> **CHALLENGE**:
Give back the lines exactly, from the first one to the line with "number; h: number;", both ends included.

> **DATA PROVIDED**:
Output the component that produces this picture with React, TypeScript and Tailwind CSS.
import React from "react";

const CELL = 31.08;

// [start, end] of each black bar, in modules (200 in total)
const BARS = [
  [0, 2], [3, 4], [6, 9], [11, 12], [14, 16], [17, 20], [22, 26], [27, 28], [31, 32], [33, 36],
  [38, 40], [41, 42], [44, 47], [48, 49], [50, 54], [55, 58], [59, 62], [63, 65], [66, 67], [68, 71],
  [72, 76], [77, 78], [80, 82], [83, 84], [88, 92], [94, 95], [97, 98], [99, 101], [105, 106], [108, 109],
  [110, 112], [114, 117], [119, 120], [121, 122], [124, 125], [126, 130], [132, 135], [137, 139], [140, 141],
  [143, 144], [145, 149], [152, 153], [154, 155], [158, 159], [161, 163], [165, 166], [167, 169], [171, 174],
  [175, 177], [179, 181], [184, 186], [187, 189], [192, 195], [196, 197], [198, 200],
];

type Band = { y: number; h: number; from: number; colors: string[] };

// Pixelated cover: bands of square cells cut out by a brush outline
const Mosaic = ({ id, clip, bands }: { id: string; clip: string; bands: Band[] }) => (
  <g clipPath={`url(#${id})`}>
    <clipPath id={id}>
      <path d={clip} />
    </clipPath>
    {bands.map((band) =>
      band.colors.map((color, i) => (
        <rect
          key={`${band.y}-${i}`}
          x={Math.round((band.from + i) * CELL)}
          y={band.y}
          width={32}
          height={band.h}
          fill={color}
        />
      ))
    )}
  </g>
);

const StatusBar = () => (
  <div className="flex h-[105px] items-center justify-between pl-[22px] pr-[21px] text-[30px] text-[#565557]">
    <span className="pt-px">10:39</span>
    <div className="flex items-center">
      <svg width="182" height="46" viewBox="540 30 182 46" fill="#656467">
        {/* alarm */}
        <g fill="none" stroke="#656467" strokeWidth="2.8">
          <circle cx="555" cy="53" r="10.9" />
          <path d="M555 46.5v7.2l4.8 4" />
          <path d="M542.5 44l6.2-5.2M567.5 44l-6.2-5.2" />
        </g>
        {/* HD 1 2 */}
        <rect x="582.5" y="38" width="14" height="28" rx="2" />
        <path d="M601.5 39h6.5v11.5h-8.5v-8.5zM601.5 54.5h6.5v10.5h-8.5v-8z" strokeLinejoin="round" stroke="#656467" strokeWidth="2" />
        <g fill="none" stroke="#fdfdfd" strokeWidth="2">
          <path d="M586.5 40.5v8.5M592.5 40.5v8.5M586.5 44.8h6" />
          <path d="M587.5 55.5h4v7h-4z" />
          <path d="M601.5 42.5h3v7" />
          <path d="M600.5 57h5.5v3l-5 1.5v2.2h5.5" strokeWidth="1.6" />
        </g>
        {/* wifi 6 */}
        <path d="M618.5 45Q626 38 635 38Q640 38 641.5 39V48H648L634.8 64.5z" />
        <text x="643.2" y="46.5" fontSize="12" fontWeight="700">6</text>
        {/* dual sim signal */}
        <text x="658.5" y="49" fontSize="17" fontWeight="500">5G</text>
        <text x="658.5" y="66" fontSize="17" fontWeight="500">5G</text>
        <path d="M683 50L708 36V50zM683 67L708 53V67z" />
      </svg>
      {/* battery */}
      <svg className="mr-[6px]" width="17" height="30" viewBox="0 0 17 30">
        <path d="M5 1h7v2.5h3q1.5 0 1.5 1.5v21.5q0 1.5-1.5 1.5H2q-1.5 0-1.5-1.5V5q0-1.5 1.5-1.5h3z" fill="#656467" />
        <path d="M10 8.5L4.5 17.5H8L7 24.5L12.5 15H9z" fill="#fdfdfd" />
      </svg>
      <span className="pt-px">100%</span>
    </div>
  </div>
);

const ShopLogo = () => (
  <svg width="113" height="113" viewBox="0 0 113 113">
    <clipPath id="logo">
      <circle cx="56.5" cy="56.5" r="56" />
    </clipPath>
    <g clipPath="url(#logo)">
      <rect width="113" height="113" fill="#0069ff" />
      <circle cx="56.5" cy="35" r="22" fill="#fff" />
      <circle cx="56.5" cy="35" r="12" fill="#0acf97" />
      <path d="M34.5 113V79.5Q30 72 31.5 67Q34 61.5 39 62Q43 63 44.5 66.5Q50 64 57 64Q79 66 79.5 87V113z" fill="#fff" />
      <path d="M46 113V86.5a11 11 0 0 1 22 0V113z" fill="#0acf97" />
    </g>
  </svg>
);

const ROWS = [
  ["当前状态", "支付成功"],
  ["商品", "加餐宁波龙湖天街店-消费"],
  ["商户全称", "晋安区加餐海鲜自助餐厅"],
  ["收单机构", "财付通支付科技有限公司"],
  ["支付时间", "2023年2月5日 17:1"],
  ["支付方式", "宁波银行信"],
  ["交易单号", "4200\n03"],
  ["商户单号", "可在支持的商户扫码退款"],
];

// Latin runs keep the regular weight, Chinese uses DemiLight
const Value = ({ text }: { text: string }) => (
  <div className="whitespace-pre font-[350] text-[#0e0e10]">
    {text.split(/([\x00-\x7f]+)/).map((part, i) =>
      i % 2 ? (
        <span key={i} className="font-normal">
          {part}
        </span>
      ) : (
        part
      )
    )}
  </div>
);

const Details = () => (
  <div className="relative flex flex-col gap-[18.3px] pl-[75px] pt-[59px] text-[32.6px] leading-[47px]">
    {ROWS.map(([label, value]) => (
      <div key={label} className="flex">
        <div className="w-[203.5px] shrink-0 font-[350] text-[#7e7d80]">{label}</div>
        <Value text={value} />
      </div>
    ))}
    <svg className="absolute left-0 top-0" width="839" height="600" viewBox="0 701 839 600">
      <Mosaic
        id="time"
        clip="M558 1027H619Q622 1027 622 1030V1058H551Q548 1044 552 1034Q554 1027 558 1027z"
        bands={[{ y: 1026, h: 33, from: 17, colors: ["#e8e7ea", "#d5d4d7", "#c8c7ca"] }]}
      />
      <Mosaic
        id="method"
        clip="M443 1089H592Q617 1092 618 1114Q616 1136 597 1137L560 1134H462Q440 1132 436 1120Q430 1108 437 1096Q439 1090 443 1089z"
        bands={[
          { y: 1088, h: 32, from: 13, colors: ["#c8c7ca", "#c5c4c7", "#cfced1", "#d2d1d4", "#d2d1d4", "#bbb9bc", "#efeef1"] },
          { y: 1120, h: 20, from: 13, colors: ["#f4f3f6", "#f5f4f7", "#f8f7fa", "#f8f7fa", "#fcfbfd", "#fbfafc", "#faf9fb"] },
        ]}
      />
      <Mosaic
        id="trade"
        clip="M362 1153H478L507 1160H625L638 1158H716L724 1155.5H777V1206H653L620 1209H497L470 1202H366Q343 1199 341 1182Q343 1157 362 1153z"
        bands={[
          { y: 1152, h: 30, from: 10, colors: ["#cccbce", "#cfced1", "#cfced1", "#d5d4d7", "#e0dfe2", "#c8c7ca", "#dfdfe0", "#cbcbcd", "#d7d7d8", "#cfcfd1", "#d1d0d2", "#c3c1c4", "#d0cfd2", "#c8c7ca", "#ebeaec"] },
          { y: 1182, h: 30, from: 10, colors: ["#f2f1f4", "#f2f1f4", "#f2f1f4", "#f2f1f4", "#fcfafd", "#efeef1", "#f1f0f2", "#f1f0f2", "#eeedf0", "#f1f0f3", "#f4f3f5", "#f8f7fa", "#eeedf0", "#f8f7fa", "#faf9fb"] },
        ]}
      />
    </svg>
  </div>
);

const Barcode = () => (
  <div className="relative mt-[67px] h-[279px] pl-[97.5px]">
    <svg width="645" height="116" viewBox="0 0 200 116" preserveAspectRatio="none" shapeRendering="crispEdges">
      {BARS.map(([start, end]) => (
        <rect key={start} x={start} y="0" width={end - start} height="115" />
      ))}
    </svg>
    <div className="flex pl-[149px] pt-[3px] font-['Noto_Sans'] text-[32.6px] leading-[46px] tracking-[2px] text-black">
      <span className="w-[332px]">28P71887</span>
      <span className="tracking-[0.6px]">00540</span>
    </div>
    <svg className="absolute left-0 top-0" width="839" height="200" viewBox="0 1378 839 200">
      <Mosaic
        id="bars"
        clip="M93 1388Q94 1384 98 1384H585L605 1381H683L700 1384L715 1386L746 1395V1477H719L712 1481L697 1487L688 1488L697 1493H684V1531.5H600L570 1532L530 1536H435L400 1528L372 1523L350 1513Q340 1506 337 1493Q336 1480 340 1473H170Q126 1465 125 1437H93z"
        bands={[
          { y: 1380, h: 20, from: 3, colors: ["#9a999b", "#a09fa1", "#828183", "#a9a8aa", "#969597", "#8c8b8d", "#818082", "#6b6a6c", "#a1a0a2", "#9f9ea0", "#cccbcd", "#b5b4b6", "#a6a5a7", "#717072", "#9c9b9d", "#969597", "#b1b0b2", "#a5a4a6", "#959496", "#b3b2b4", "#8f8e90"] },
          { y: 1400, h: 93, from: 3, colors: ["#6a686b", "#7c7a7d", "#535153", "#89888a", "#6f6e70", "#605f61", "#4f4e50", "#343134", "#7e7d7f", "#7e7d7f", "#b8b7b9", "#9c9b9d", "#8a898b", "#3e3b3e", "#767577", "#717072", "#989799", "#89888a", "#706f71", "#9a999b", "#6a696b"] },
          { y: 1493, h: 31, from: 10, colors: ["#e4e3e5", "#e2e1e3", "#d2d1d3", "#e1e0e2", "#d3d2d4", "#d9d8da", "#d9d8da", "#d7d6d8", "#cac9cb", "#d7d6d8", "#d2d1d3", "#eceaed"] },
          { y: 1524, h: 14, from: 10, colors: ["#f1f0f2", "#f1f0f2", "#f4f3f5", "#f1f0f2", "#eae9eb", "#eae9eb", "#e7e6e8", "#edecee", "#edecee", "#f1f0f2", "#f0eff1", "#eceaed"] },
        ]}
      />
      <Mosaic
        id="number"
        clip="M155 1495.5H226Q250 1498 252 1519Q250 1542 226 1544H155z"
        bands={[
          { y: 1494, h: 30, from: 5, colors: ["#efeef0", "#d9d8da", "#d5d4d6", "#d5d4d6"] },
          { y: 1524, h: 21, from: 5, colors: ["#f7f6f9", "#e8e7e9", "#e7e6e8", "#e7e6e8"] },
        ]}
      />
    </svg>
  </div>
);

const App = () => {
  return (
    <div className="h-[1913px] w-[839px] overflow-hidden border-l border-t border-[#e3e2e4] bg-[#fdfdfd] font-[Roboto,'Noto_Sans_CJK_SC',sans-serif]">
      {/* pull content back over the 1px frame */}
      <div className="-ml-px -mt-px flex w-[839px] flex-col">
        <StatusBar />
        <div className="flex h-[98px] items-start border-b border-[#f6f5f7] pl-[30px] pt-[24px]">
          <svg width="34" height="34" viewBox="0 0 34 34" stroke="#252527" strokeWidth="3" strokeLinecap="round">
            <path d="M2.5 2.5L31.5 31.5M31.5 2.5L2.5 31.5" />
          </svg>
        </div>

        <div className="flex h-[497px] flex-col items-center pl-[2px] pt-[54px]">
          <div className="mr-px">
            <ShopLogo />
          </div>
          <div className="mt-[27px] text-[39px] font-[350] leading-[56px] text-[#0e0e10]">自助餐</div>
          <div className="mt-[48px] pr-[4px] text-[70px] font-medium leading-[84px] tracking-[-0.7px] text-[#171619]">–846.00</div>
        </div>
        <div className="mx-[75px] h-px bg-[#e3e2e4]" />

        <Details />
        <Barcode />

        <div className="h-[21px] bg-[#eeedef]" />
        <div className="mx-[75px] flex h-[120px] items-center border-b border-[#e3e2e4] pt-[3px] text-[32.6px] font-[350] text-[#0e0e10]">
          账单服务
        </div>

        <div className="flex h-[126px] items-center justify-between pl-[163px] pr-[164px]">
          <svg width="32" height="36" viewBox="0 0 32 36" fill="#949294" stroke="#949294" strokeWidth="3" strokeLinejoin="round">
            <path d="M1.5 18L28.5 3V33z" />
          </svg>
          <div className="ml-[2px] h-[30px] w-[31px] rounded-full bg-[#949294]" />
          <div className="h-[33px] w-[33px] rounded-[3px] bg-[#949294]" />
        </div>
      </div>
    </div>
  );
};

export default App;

> **RESULT**:
Output the component that produces this picture with React, TypeScript and Tailwind CSS.
import React from "react";

const CELL = 31.08;

// [start, end] of each black bar, in modules (200 in total)
const BARS = [
  [0, 2], [3, 4], [6, 9], [11, 12], [14, 16], [17, 20], [22, 26], [27, 28], [31, 32], [33, 36],
  [38, 40], [41, 42], [44, 47], [48, 49], [50, 54], [55, 58], [59, 62], [63, 65], [66, 67], [68, 71],
  [72, 76], [77, 78], [80, 82], [83, 84], [88, 92], [94, 95], [97, 98], [99, 101], [105, 106], [108, 109],
  [110, 112], [114, 117], [119, 120], [121, 122], [124, 125], [126, 130], [132, 135], [137, 139], [140, 141],
  [143, 144], [145, 149], [152, 153], [154, 155], [158, 159], [161, 163], [165, 166], [167, 169], [171, 174],
  [175, 177], [179, 181], [184, 186], [187, 189], [192, 195], [196, 197], [198, 200],
];

type Band = { y: number; h: number; from: number; colors: string[] };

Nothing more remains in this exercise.